§ THE PROBLEM
Return each line of the records with nothing changed, pictures excepted.

★ ★ ★ ★ ★ ★ ★

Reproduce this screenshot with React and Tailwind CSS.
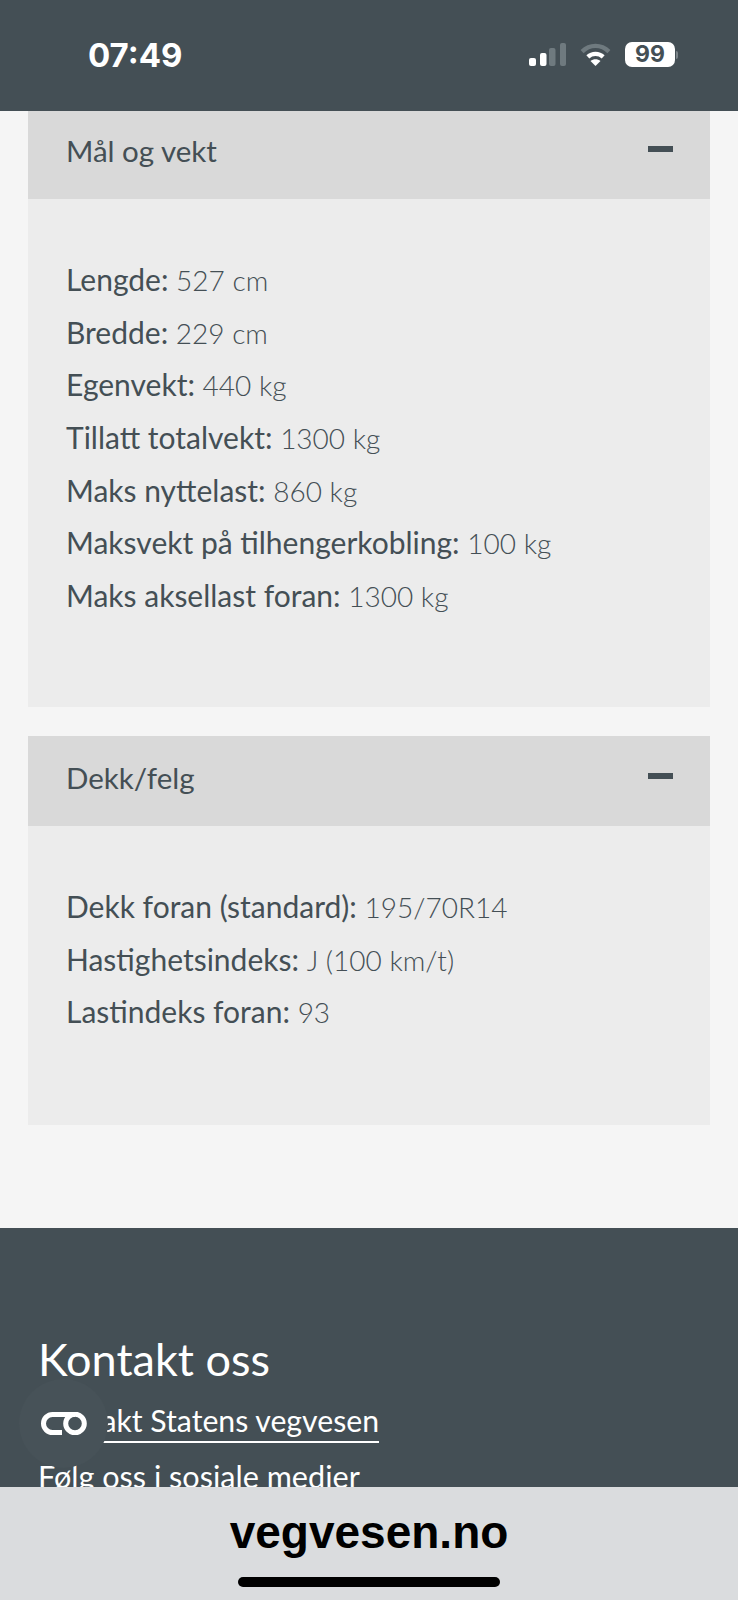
const dimensions = [
  ["Lengde:", "527 cm"],
  ["Bredde:", "229 cm"],
  ["Egenvekt:", "440 kg"],
  ["Tillatt totalvekt:", "1300 kg"],
  ["Maks nyttelast:", "860 kg"],
  ["Maksvekt på tilhengerkobling:", "100 kg"],
  ["Maks aksellast foran:", "1300 kg"],
];

const tyres = [
  ["Dekk foran (standard):", "195/70R14"],
  ["Hastighetsindeks:", "J (100 km/t)"],
  ["Lastindeks foran:", "93"],
];

const StatusBar = () => (
  <div className="h-[111px] shrink-0 bg-[#444f55] flex items-start justify-between pt-[37px] pl-[88px] pr-[60px]">
    <span className="text-[33px] leading-[36px] font-bold text-white font-['Inter',sans-serif]">07:49</span>
    <div className="flex items-center gap-[14px] pt-[5px]">
      <svg width="37" height="23" viewBox="0 0 37 23">
        <rect x="0" y="15" width="7" height="8" rx="2" fill="#fff" />
        <rect x="11" y="10" width="6.500" height="13" rx="2" fill="#fff" />
        <rect x="20" y="5" width="6.500" height="18" rx="2" fill="#6f7a7f" />
        <rect x="31" y="0" width="6" height="23" rx="2" fill="#6f7a7f" />
      </svg>
      <svg width="31" height="23" viewBox="0 0 32 24" fill="none">
        <path d="M2 9C10 1 22 1 30 9" stroke="#6f7a7f" strokeWidth="4.500" />
        <path d="M8 14.500C12.500 10.300 19.500 10.300 24 14.500" stroke="#fff" strokeWidth="4.500" />
        <path d="M16 24L10.800 18.800C13.800 16.400 18.200 16.400 21.200 18.800Z" fill="#fff" />
      </svg>
      <div className="flex items-center gap-[1px]">
        <div className="w-[50px] h-[25px] rounded-[7px] bg-white flex items-center justify-center text-[23px] font-bold leading-none text-[#444f55] font-['Inter',sans-serif]">
          99
        </div>
        <div className="w-[2px] h-[8px] rounded-r-full bg-[#7b8489]" />
      </div>
    </div>
  </div>
);

const Section = ({ title, rows, headerClass, bodyClass }) => (
  <div className="mx-[28px]">
    <div className={`bg-[#d9d9d9] flex justify-between pl-[38px] pr-[37px] ${headerClass}`}>
      <span className="text-[29.5px] leading-[36px] text-[#444f55]">{title}</span>
      <div className="w-[25px] h-[6px] mt-[13px] bg-[#444f55]" />
    </div>
    <div className={`bg-[#ececec] pl-[38px] ${bodyClass}`}>
      {rows.map(([label, value]) => (
        <p key={label} className="h-[52.7px] text-[30px] leading-[52.7px] text-[#444f55] whitespace-nowrap">
          {label} <span className="text-[28px] font-light">{value}</span>
        </p>
      ))}
    </div>
  </div>
);

export default function App() {
  return (
    <div className="relative h-[1600px] overflow-hidden flex flex-col bg-[#f5f5f5] font-['Lato',sans-serif]">
      <StatusBar />

      <div className="h-[1117px] shrink-0 flex flex-col gap-[29px]">
        <Section title="Mål og vekt" rows={dimensions} headerClass="h-[88px] pt-[22px]" bodyClass="h-[508px] pt-[54px]" />
        <Section title="Dekk/felg" rows={tyres} headerClass="h-[90px] pt-[24px]" bodyClass="h-[299px] pt-[54px]" />
      </div>

      <div className="h-[259px] shrink-0 overflow-hidden bg-[#444f55] pt-[103px] pl-[38px] text-white">
        <h2 className="text-[45px] leading-[56px]">Kontakt oss</h2>
        <a className="block w-fit mt-[15px] pb-[3px] border-b-2 border-white text-[30.2px] leading-[36px] whitespace-nowrap">
          Kontakt Statens vegvesen
        </a>
        <p className="mt-[16px] text-[30.6px] leading-[36px] whitespace-nowrap">Følg oss i sosiale medier</p>
      </div>

      <div className="flex-1 bg-[#dadcde] flex flex-col items-center pt-[19px]">
        <span className="text-[46px] leading-[52px] font-bold text-black font-['Liberation_Sans',sans-serif]">vegvesen.no</span>
        <div className="mt-[19px] w-[262px] h-[10px] rounded-full bg-black" />
      </div>

      {/* floating button, sits on top of the link text */}
      <div className="absolute left-[19px] top-[1379px] w-[89px] h-[89px] rounded-full bg-[#475258] flex items-center justify-center">
        <svg width="46" height="23" viewBox="0 0 46 23" fill="none" stroke="#fff" strokeWidth="5" className="ml-[1px]">
          <path d="M21 20.500H11.500A9 9 0 0 1 11.500 2.500H34" />
          <circle cx="34" cy="11.500" r="9.300" />
        </svg>
      </div>
    </div>
  );
}
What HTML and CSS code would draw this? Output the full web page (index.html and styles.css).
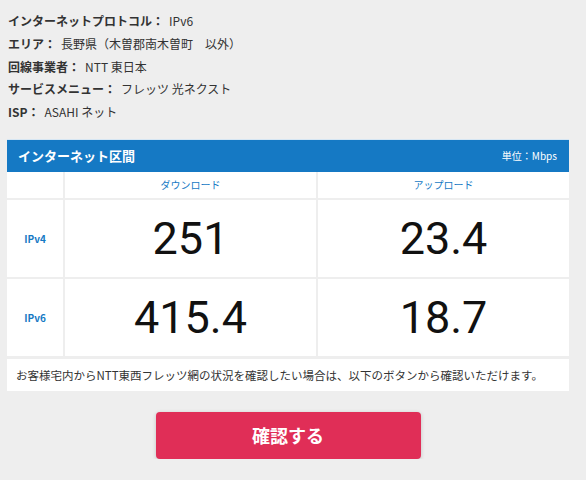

★ ★ ★ ★ ★ ★ ★

§ ANSWER IN FULL
Reproduce this screenshot with React and Tailwind CSS.
const dimensions = [
  ["Lengde:", "527 cm"],
  ["Bredde:", "229 cm"],
  ["Egenvekt:", "440 kg"],
  ["Tillatt totalvekt:", "1300 kg"],
  ["Maks nyttelast:", "860 kg"],
  ["Maksvekt på tilhengerkobling:", "100 kg"],
  ["Maks aksellast foran:", "1300 kg"],
];

const tyres = [
  ["Dekk foran (standard):", "195/70R14"],
  ["Hastighetsindeks:", "J (100 km/t)"],
  ["Lastindeks foran:", "93"],
];

const StatusBar = () => (
  <div className="h-[111px] shrink-0 bg-[#444f55] flex items-start justify-between pt-[37px] pl-[88px] pr-[60px]">
    <span className="text-[33px] leading-[36px] font-bold text-white font-['Inter',sans-serif]">07:49</span>
    <div className="flex items-center gap-[14px] pt-[5px]">
      <svg width="37" height="23" viewBox="0 0 37 23">
        <rect x="0" y="15" width="7" height="8" rx="2" fill="#fff" />
        <rect x="11" y="10" width="6.500" height="13" rx="2" fill="#fff" />
        <rect x="20" y="5" width="6.500" height="18" rx="2" fill="#6f7a7f" />
        <rect x="31" y="0" width="6" height="23" rx="2" fill="#6f7a7f" />
      </svg>
      <svg width="31" height="23" viewBox="0 0 32 24" fill="none">
        <path d="M2 9C10 1 22 1 30 9" stroke="#6f7a7f" strokeWidth="4.500" />
        <path d="M8 14.500C12.500 10.300 19.500 10.300 24 14.500" stroke="#fff" strokeWidth="4.500" />
        <path d="M16 24L10.800 18.800C13.800 16.400 18.200 16.400 21.200 18.800Z" fill="#fff" />
      </svg>
      <div className="flex items-center gap-[1px]">
        <div className="w-[50px] h-[25px] rounded-[7px] bg-white flex items-center justify-center text-[23px] font-bold leading-none text-[#444f55] font-['Inter',sans-serif]">
          99
        </div>
        <div className="w-[2px] h-[8px] rounded-r-full bg-[#7b8489]" />
      </div>
    </div>
  </div>
);

const Section = ({ title, rows, headerClass, bodyClass }) => (
  <div className="mx-[28px]">
    <div className={`bg-[#d9d9d9] flex justify-between pl-[38px] pr-[37px] ${headerClass}`}>
      <span className="text-[29.5px] leading-[36px] text-[#444f55]">{title}</span>
      <div className="w-[25px] h-[6px] mt-[13px] bg-[#444f55]" />
    </div>
    <div className={`bg-[#ececec] pl-[38px] ${bodyClass}`}>
      {rows.map(([label, value]) => (
        <p key={label} className="h-[52.7px] text-[30px] leading-[52.7px] text-[#444f55] whitespace-nowrap">
          {label} <span className="text-[28px] font-light">{value}</span>
        </p>
      ))}
    </div>
  </div>
);

export default function App() {
  return (
    <div className="relative h-[1600px] overflow-hidden flex flex-col bg-[#f5f5f5] font-['Lato',sans-serif]">
      <StatusBar />

      <div className="h-[1117px] shrink-0 flex flex-col gap-[29px]">
        <Section title="Mål og vekt" rows={dimensions} headerClass="h-[88px] pt-[22px]" bodyClass="h-[508px] pt-[54px]" />
        <Section title="Dekk/felg" rows={tyres} headerClass="h-[90px] pt-[24px]" bodyClass="h-[299px] pt-[54px]" />
      </div>

      <div className="h-[259px] shrink-0 overflow-hidden bg-[#444f55] pt-[103px] pl-[38px] text-white">
        <h2 className="text-[45px] leading-[56px]">Kontakt oss</h2>
        <a className="block w-fit mt-[15px] pb-[3px] border-b-2 border-white text-[30.2px] leading-[36px] whitespace-nowrap">
          Kontakt Statens vegvesen
        </a>
        <p className="mt-[16px] text-[30.6px] leading-[36px] whitespace-nowrap">Følg oss i sosiale medier</p>
      </div>

      <div className="flex-1 bg-[#dadcde] flex flex-col items-center pt-[19px]">
        <span className="text-[46px] leading-[52px] font-bold text-black font-['Liberation_Sans',sans-serif]">vegvesen.no</span>
        <div className="mt-[19px] w-[262px] h-[10px] rounded-full bg-black" />
      </div>

      {/* floating button, sits on top of the link text */}
      <div className="absolute left-[19px] top-[1379px] w-[89px] h-[89px] rounded-full bg-[#475258] flex items-center justify-center">
        <svg width="46" height="23" viewBox="0 0 46 23" fill="none" stroke="#fff" strokeWidth="5" className="ml-[1px]">
          <path d="M21 20.500H11.500A9 9 0 0 1 11.500 2.500H34" />
          <circle cx="34" cy="11.500" r="9.300" />
        </svg>
      </div>
    </div>
  );
}
What HTML and CSS code would draw this? Output the full web page (index.html and styles.css).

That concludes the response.